>> begin
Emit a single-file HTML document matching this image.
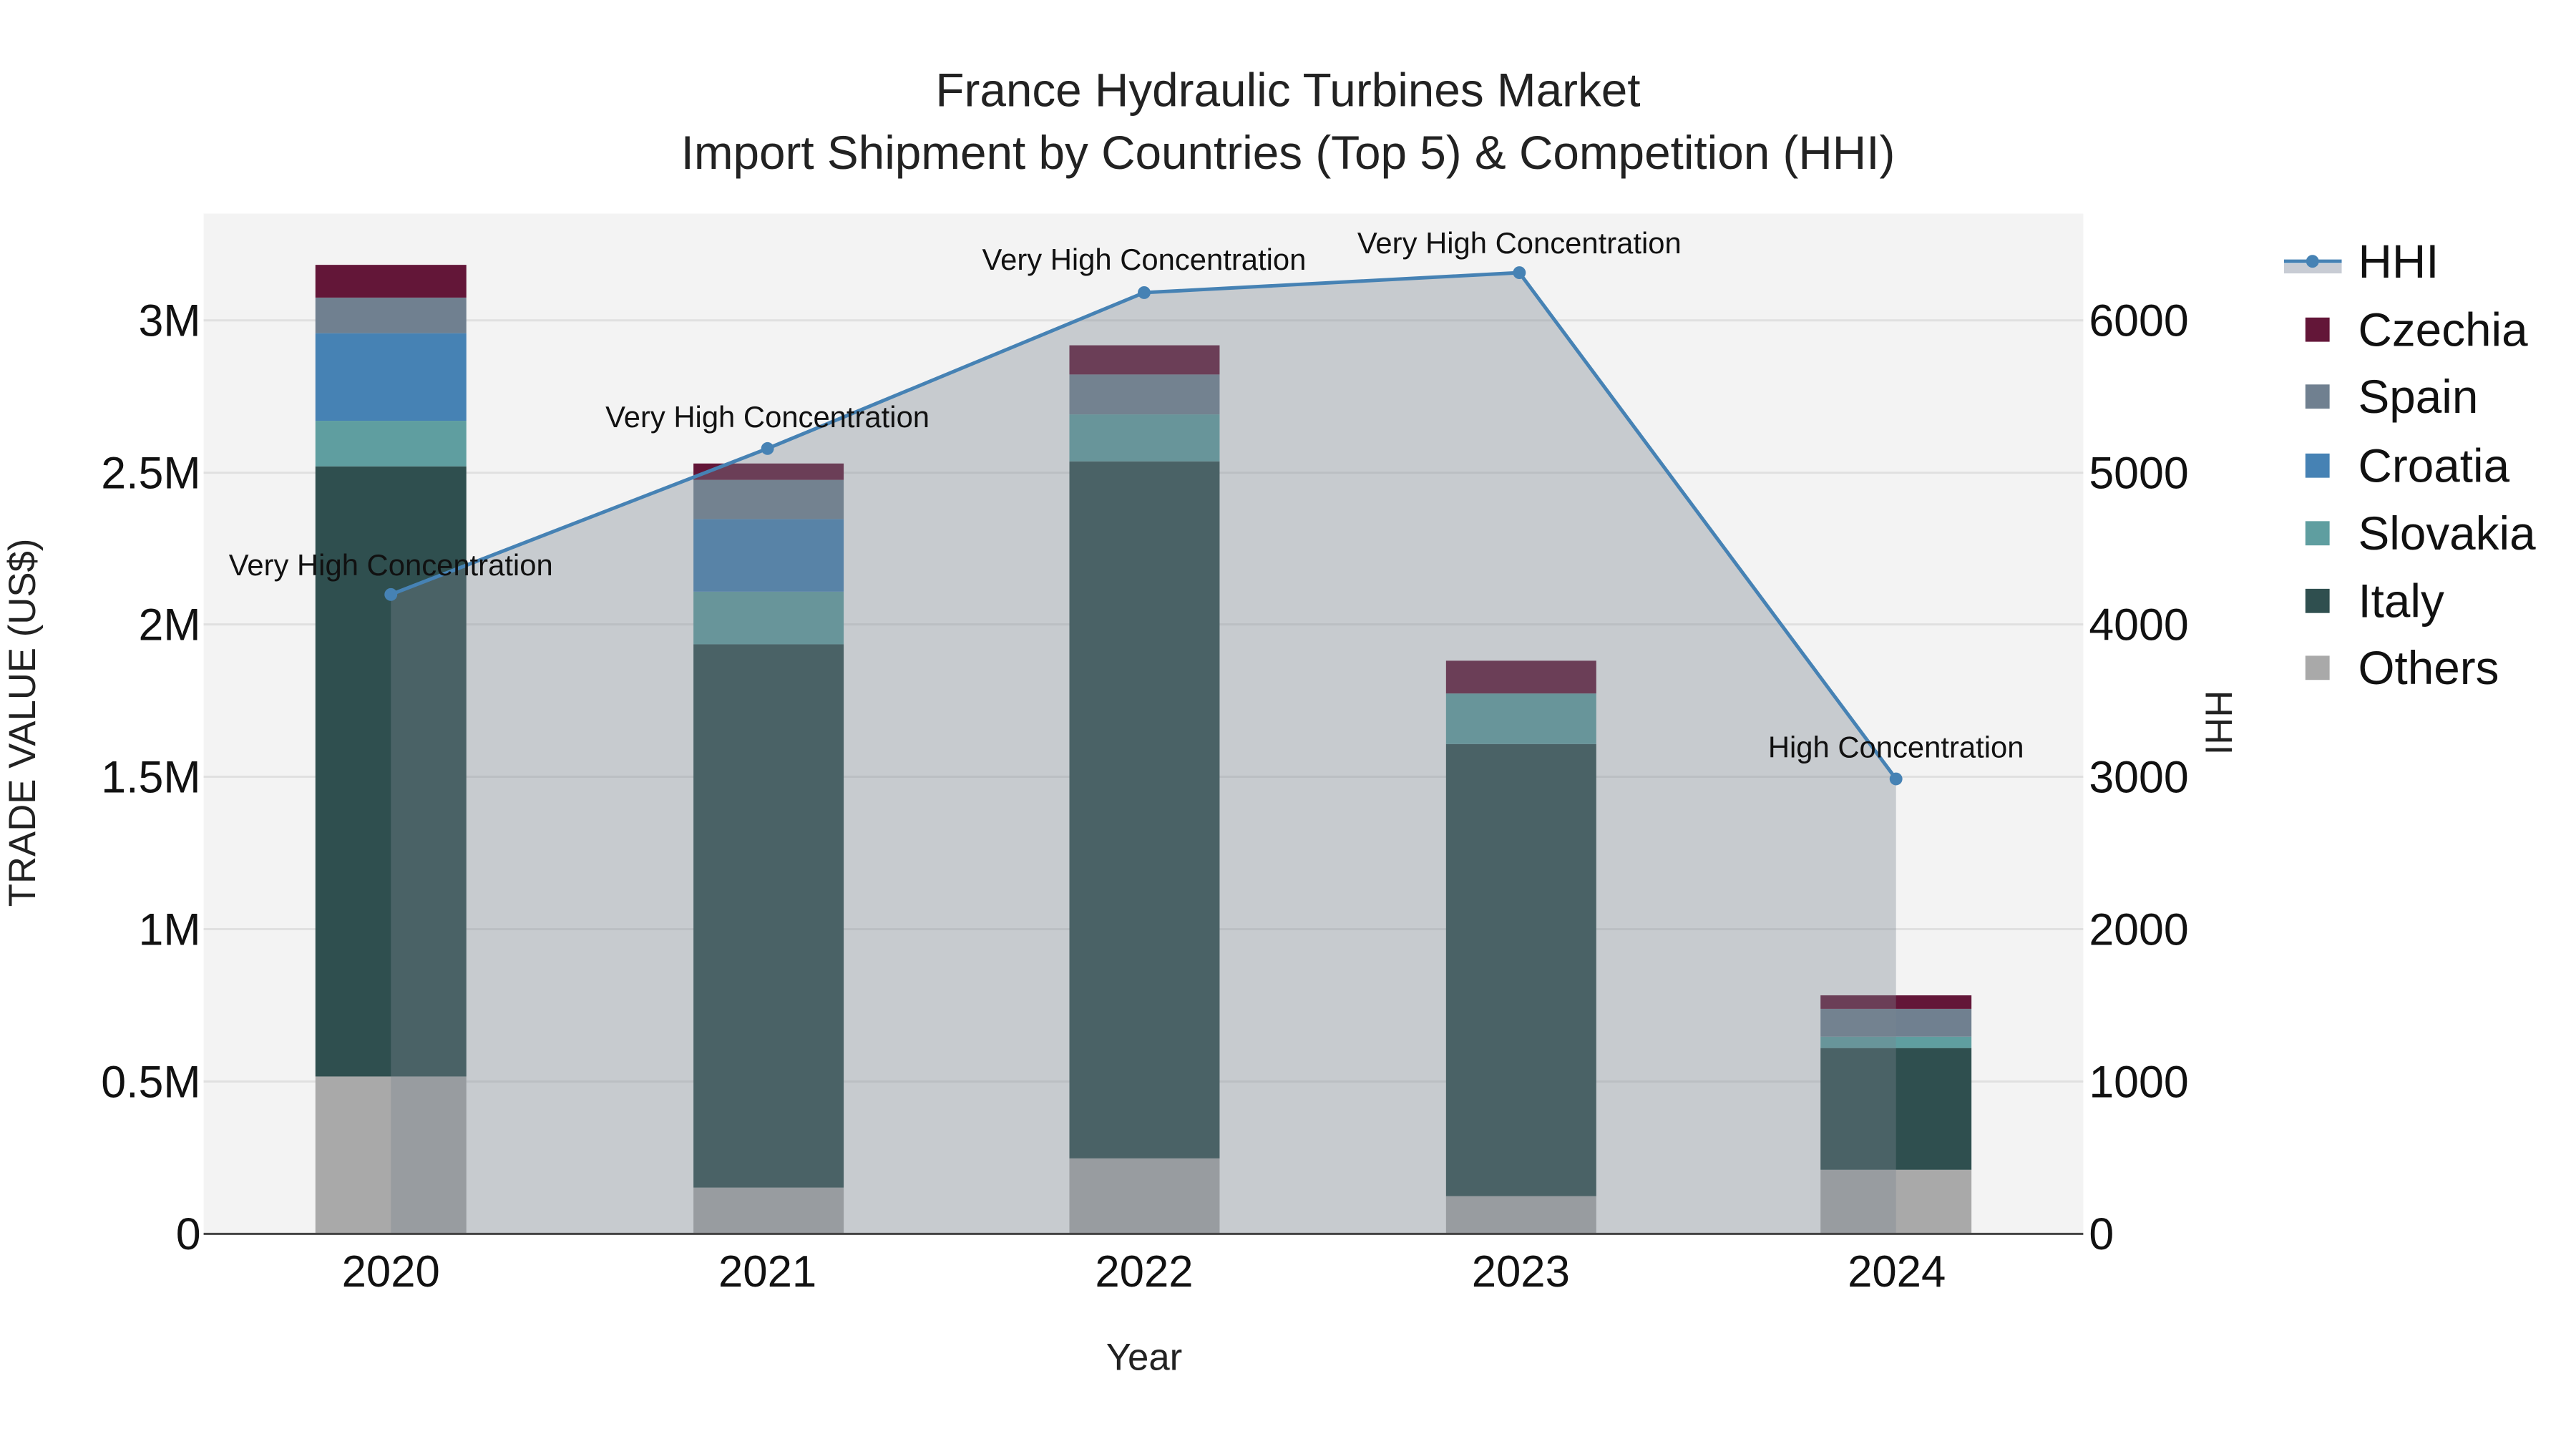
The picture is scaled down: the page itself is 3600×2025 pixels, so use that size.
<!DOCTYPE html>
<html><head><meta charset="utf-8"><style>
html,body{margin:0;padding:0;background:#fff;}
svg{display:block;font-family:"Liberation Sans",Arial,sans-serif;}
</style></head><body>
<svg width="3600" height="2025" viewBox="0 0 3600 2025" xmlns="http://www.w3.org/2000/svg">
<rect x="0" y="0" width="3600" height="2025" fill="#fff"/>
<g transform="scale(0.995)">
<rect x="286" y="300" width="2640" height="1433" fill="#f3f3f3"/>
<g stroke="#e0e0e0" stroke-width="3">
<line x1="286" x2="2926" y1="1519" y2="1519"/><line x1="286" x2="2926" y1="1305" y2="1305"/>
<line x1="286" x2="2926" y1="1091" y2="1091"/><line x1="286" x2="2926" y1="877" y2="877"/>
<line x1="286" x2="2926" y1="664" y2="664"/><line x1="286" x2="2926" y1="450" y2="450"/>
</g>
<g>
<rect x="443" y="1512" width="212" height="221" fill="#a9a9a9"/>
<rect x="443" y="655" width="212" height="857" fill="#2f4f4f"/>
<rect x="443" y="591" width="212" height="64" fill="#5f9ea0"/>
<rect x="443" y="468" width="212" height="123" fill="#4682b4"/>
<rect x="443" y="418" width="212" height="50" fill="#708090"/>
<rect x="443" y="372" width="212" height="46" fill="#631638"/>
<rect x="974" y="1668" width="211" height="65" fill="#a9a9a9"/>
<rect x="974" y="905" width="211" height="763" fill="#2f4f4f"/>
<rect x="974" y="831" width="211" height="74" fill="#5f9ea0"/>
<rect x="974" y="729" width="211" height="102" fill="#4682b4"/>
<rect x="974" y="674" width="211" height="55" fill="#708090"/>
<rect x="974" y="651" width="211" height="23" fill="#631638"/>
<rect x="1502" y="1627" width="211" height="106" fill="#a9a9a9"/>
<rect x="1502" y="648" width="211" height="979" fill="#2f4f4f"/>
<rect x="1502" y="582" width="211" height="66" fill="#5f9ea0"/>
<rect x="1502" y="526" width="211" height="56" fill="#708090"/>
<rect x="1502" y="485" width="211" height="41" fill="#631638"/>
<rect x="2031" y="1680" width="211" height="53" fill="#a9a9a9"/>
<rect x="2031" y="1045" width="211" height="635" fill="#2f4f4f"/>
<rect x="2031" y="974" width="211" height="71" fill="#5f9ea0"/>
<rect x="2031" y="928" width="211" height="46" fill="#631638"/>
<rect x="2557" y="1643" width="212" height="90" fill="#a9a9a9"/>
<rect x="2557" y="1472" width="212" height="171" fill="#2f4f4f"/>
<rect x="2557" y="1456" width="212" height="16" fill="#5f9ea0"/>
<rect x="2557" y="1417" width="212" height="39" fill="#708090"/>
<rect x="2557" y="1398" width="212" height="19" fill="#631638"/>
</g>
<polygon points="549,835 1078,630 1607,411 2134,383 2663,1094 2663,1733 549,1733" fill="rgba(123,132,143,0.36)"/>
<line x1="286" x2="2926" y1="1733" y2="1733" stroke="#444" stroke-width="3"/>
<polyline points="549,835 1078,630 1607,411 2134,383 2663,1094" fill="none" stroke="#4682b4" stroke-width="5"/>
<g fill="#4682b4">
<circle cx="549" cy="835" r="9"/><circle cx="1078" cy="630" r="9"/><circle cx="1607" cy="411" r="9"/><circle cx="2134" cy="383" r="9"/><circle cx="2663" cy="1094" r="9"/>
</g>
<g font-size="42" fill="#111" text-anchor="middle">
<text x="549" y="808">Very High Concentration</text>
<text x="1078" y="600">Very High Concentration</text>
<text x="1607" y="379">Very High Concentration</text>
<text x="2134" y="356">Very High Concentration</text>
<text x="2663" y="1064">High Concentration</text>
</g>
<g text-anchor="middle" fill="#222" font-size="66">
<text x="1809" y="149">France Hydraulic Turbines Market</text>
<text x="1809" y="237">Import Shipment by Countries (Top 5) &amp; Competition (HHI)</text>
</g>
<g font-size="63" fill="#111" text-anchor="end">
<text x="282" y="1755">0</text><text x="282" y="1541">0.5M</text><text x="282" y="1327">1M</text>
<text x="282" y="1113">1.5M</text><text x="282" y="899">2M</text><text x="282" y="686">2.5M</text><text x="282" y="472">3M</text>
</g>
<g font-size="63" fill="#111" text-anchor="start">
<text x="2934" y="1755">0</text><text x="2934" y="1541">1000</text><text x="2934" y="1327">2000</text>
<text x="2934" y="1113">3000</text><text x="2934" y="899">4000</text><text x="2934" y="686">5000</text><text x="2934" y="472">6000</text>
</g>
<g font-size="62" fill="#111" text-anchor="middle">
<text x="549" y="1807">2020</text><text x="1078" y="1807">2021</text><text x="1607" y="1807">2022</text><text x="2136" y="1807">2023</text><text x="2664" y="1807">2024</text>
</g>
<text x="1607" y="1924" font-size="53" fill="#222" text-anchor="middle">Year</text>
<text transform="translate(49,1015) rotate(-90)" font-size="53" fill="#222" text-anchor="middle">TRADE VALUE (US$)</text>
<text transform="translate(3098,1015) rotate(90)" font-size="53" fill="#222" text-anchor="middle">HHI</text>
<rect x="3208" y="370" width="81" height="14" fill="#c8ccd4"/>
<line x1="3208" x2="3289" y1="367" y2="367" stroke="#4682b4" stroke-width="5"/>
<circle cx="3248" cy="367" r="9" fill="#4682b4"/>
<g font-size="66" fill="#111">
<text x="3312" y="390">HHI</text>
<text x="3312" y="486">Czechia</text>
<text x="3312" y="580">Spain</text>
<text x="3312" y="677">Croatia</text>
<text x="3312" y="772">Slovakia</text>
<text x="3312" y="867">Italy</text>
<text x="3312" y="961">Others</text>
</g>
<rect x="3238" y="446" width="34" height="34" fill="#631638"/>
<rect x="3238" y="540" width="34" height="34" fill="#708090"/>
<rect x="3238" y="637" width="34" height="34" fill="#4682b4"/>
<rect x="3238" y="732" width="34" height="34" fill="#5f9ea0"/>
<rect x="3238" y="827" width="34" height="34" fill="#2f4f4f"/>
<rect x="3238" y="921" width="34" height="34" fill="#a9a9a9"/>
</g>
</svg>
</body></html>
>> end
## WHAT THE EXERCISE ASKS
All of the material above needs to be restated exactly, with no pictures.

## FULL RESPONSE
Emit a single-file HTML document matching this image.
The picture is scaled down: the page itself is 3600×2025 pixels, so use that size.
<!DOCTYPE html>
<html><head><meta charset="utf-8"><style>
html,body{margin:0;padding:0;background:#fff;}
svg{display:block;font-family:"Liberation Sans",Arial,sans-serif;}
</style></head><body>
<svg width="3600" height="2025" viewBox="0 0 3600 2025" xmlns="http://www.w3.org/2000/svg">
<rect x="0" y="0" width="3600" height="2025" fill="#fff"/>
<g transform="scale(0.995)">
<rect x="286" y="300" width="2640" height="1433" fill="#f3f3f3"/>
<g stroke="#e0e0e0" stroke-width="3">
<line x1="286" x2="2926" y1="1519" y2="1519"/><line x1="286" x2="2926" y1="1305" y2="1305"/>
<line x1="286" x2="2926" y1="1091" y2="1091"/><line x1="286" x2="2926" y1="877" y2="877"/>
<line x1="286" x2="2926" y1="664" y2="664"/><line x1="286" x2="2926" y1="450" y2="450"/>
</g>
<g>
<rect x="443" y="1512" width="212" height="221" fill="#a9a9a9"/>
<rect x="443" y="655" width="212" height="857" fill="#2f4f4f"/>
<rect x="443" y="591" width="212" height="64" fill="#5f9ea0"/>
<rect x="443" y="468" width="212" height="123" fill="#4682b4"/>
<rect x="443" y="418" width="212" height="50" fill="#708090"/>
<rect x="443" y="372" width="212" height="46" fill="#631638"/>
<rect x="974" y="1668" width="211" height="65" fill="#a9a9a9"/>
<rect x="974" y="905" width="211" height="763" fill="#2f4f4f"/>
<rect x="974" y="831" width="211" height="74" fill="#5f9ea0"/>
<rect x="974" y="729" width="211" height="102" fill="#4682b4"/>
<rect x="974" y="674" width="211" height="55" fill="#708090"/>
<rect x="974" y="651" width="211" height="23" fill="#631638"/>
<rect x="1502" y="1627" width="211" height="106" fill="#a9a9a9"/>
<rect x="1502" y="648" width="211" height="979" fill="#2f4f4f"/>
<rect x="1502" y="582" width="211" height="66" fill="#5f9ea0"/>
<rect x="1502" y="526" width="211" height="56" fill="#708090"/>
<rect x="1502" y="485" width="211" height="41" fill="#631638"/>
<rect x="2031" y="1680" width="211" height="53" fill="#a9a9a9"/>
<rect x="2031" y="1045" width="211" height="635" fill="#2f4f4f"/>
<rect x="2031" y="974" width="211" height="71" fill="#5f9ea0"/>
<rect x="2031" y="928" width="211" height="46" fill="#631638"/>
<rect x="2557" y="1643" width="212" height="90" fill="#a9a9a9"/>
<rect x="2557" y="1472" width="212" height="171" fill="#2f4f4f"/>
<rect x="2557" y="1456" width="212" height="16" fill="#5f9ea0"/>
<rect x="2557" y="1417" width="212" height="39" fill="#708090"/>
<rect x="2557" y="1398" width="212" height="19" fill="#631638"/>
</g>
<polygon points="549,835 1078,630 1607,411 2134,383 2663,1094 2663,1733 549,1733" fill="rgba(123,132,143,0.36)"/>
<line x1="286" x2="2926" y1="1733" y2="1733" stroke="#444" stroke-width="3"/>
<polyline points="549,835 1078,630 1607,411 2134,383 2663,1094" fill="none" stroke="#4682b4" stroke-width="5"/>
<g fill="#4682b4">
<circle cx="549" cy="835" r="9"/><circle cx="1078" cy="630" r="9"/><circle cx="1607" cy="411" r="9"/><circle cx="2134" cy="383" r="9"/><circle cx="2663" cy="1094" r="9"/>
</g>
<g font-size="42" fill="#111" text-anchor="middle">
<text x="549" y="808">Very High Concentration</text>
<text x="1078" y="600">Very High Concentration</text>
<text x="1607" y="379">Very High Concentration</text>
<text x="2134" y="356">Very High Concentration</text>
<text x="2663" y="1064">High Concentration</text>
</g>
<g text-anchor="middle" fill="#222" font-size="66">
<text x="1809" y="149">France Hydraulic Turbines Market</text>
<text x="1809" y="237">Import Shipment by Countries (Top 5) &amp; Competition (HHI)</text>
</g>
<g font-size="63" fill="#111" text-anchor="end">
<text x="282" y="1755">0</text><text x="282" y="1541">0.5M</text><text x="282" y="1327">1M</text>
<text x="282" y="1113">1.5M</text><text x="282" y="899">2M</text><text x="282" y="686">2.5M</text><text x="282" y="472">3M</text>
</g>
<g font-size="63" fill="#111" text-anchor="start">
<text x="2934" y="1755">0</text><text x="2934" y="1541">1000</text><text x="2934" y="1327">2000</text>
<text x="2934" y="1113">3000</text><text x="2934" y="899">4000</text><text x="2934" y="686">5000</text><text x="2934" y="472">6000</text>
</g>
<g font-size="62" fill="#111" text-anchor="middle">
<text x="549" y="1807">2020</text><text x="1078" y="1807">2021</text><text x="1607" y="1807">2022</text><text x="2136" y="1807">2023</text><text x="2664" y="1807">2024</text>
</g>
<text x="1607" y="1924" font-size="53" fill="#222" text-anchor="middle">Year</text>
<text transform="translate(49,1015) rotate(-90)" font-size="53" fill="#222" text-anchor="middle">TRADE VALUE (US$)</text>
<text transform="translate(3098,1015) rotate(90)" font-size="53" fill="#222" text-anchor="middle">HHI</text>
<rect x="3208" y="370" width="81" height="14" fill="#c8ccd4"/>
<line x1="3208" x2="3289" y1="367" y2="367" stroke="#4682b4" stroke-width="5"/>
<circle cx="3248" cy="367" r="9" fill="#4682b4"/>
<g font-size="66" fill="#111">
<text x="3312" y="390">HHI</text>
<text x="3312" y="486">Czechia</text>
<text x="3312" y="580">Spain</text>
<text x="3312" y="677">Croatia</text>
<text x="3312" y="772">Slovakia</text>
<text x="3312" y="867">Italy</text>
<text x="3312" y="961">Others</text>
</g>
<rect x="3238" y="446" width="34" height="34" fill="#631638"/>
<rect x="3238" y="540" width="34" height="34" fill="#708090"/>
<rect x="3238" y="637" width="34" height="34" fill="#4682b4"/>
<rect x="3238" y="732" width="34" height="34" fill="#5f9ea0"/>
<rect x="3238" y="827" width="34" height="34" fill="#2f4f4f"/>
<rect x="3238" y="921" width="34" height="34" fill="#a9a9a9"/>
</g>
</svg>
</body></html>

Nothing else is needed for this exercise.